Dengan terjadinya resesi dunia pada sekitar tahun 1930-an, kejayaan system ini seakan-akan berakhir. Dari kejadian itulah kemudian muncul pandangan-pandangan untuk memperbaiki system ini. Diantara para ahli yang cukup terkenal dan hingga sampai saat ini pandangannya masih relevan adalah J. M. Keynes, yang antara lain berpendapat bahwa Negara, yang merupakan suatu kekuatan di luar system liberalis ini haruslah ikut campur tangan dalam kegiatan ekonomi agar pekerjaan selalu tersedia bagi semua warganya.
Secara umum karakteristik system ekonomi liberal/kapitalisme adalah:
  • Factor-faktor produksi (tanah, modal, tenaga kerja, kewirausahaan) dimiliki dan dikuasai oleh pihak swasta 
  • Pengambilan keputusan ekonomi bersifat desentralisasi, diserahkan kepada pemilik factor produksi dan akan dikoordinir oleh mekanisme pasar yang berlaku 
  • Rangsangan insentif atau umpan balik diberikan dalam bentuk utama materi sebagai sarana memotivasi para pelaku ekonomi
      Proses bekerjanya system liberal/kapitalisme ini dapat dilihat pada gambar berikut:


SISTEM PEREKONOMIAN PERENCANAAN (ETATISME/SOSIALIS)
Pencetus ide mengenai system ekonomi etatisme adalah Karl Max, yang diilhami dengan penderitaan kaum buruh yang terjadi saat itu, sebagai ulah para kaum kapitalis. Dalam system ini praktis kegiatan ekonomi sepenuhnya diatur di bawah kendali Negara. System ini dapat kita lihat pada Negara yang menganut paham komunisme, seperti Uni Sovyet.
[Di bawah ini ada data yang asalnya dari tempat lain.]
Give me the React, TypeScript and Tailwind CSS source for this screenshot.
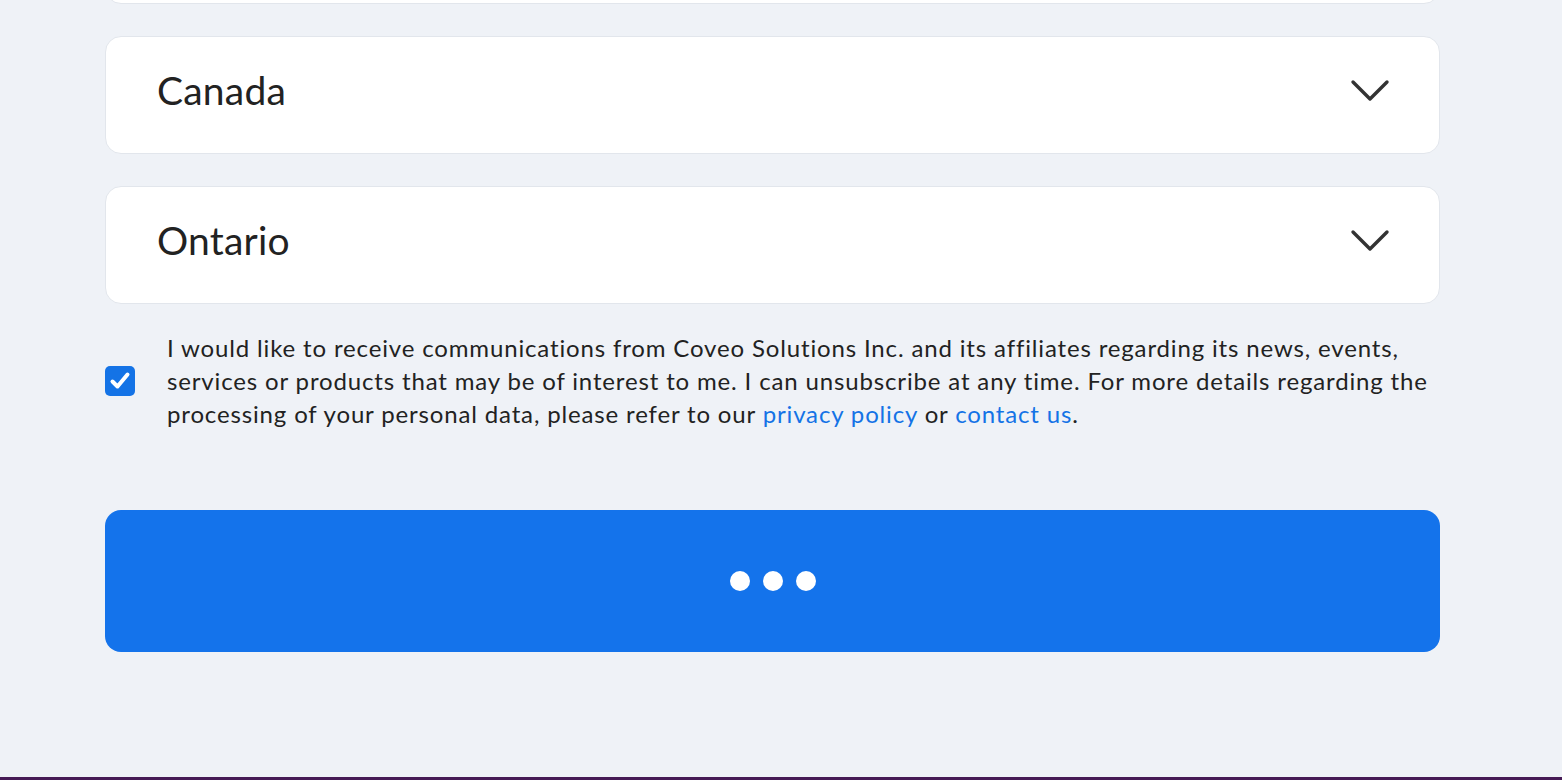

Tahap-tahap ide etatisme/komunisme yang sempat muncul adalah:
Pertama, tahap dimana prinsip ekonominya adalah setiap orang member (kepada masyarakat) menurut kemampuannya, dan setiap orang menerima sesuai dengan karyanya.
Tahap tersebut berkembang menjadi “setiap orang member sesuai dengan kemampuannya, dan setiap orang menerima menurut kebutuhannya” dengan kata lain “distribusi menurut kebutuhannya” (Suroso, 1993).
Sistem sosialis sendiri tediri dari: 
1.      System sosialis pasar
            Karakteristiknya adalah:
  • Factor-faktor produksi dimiliki dan dikuasai oleh pihak pemerintah/Negara 
  • Pengambilan keputusan ekonomi bersifat desentralisasi dengan dikoordinasi oleh pasar 
  • Rangsangan dan insentif diberikan berupa material dan moral, sebagai sarana motivasi bagi para pelaku ekonomi 
      2.   Sistem sosialis terencana (komunis)
            Karakteristiknya adalah:
·         Factor-faktor produksi dimiliki dan dikuasai oleh pihak pemerintah/Negara
·         Pengambilan keputusan ekonomi bersifat sentralisasi dengan koordinasi secara terencana
·         Rangsangan dan insentif diberikan berupa material dan moral, sebagai sarana motivasi bagi para pelaku ekonomi
Dengan semakin berkembangnya kesadaran masyarakat dan tuntutan perekonomian internasional, tampaknya system sosialis terencana ini mulai ditinggalkan oleh penganutnya. Salah satu contoh adalah yang diawali oleh presiden Rusia, Gorbachev dengan tindakan pembaharuannya. Dan akhir-akhir ini dengan mulai pecahnya Negara-negara berpaham komunis, yang di dalam perekonomiannya cenderung bersistem sosialis.
SISTEM EKONOMI CAMPURAN
Sistem ekonomi campuran ini adalah merupakan kombinasi logis dari ketidaksempurnaan kedua system ekonomi di atas (liberalism dan etatisme). Selain resesi dunia tahun 1930-an telah menjadi bukti ketidaksanggupan system liberalis, langkah Gorbachev dan bubarnya kelompok Negara-negara komunis, menjadi bukti pula kerapuhan system etatisme.
System campuran mencoba mengkombinasikan kebaikan dari kedua system tersebut, diantaranya menyarankan perlunya campur tangan pemerintah secara aktif dalam kebebasan pihak swasta dalam melaksanakan kegiatan ekonominya. Dengan keinginan seperti ini, banyak Negara kemudian memilih system ekonomi campuran ini.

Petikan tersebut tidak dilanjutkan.